The reality shows are also getting along on all the general entertainment channels, each one desperate to create some controversy/excitement to keep viewer interest alive. In Zara Nachke Dikha (Star Plus), the girls’ team, Masakalli, includes Rakhi Sawant and the boys’ team (Mast Kalandars) includes her former boyfriend Abhishek Awasthi. So whenever one of them takes to the dance floor, he or she is asked some pointed question about boyfriends/girlfriends, and the camera instantly zooms in to the other person to get his/her reaction. (Usually there’s none). Frankly if you have to use Rakhi Sawant and her former boyfriend to create a buzz, well…

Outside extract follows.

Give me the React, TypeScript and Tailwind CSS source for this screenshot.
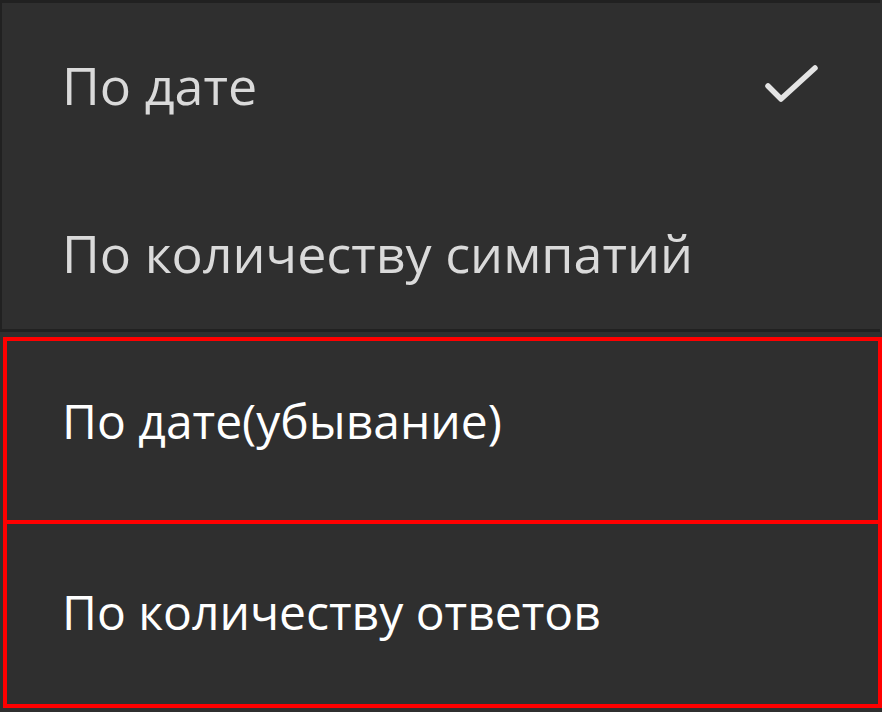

In Desi Girl (The Simple Life rip-off on Imagine, where showbiz starlets slum it out in a Punjab village), the girls (the ones left on the show; many of them have been eliminated) chose a local boy each and put up song-dance performances for the benefit of the village — and going by the crowd, most of the surrounding villages too. The village elders, sitting on their manjis, watched expressionlessly while the more youthful members of the audience clapped and whistled. This is the kind of show where you wish you could be a fly on the wall so that you could see for yourself how much of it is a set up and how much of it is genuine. In fact, that is true of pretty much all reality shows. Even in a music contest like Indian Idol (Sony), when there is so much weeping during the elimination rounds, a cynical part of you can’t help but wonder — how much of it is due to genuine disappointment (which, of course, there must be some amount of) and how much due to some hard-headed playing to the gallery?

But unless we start working for TV channels, I guess we’ll never know!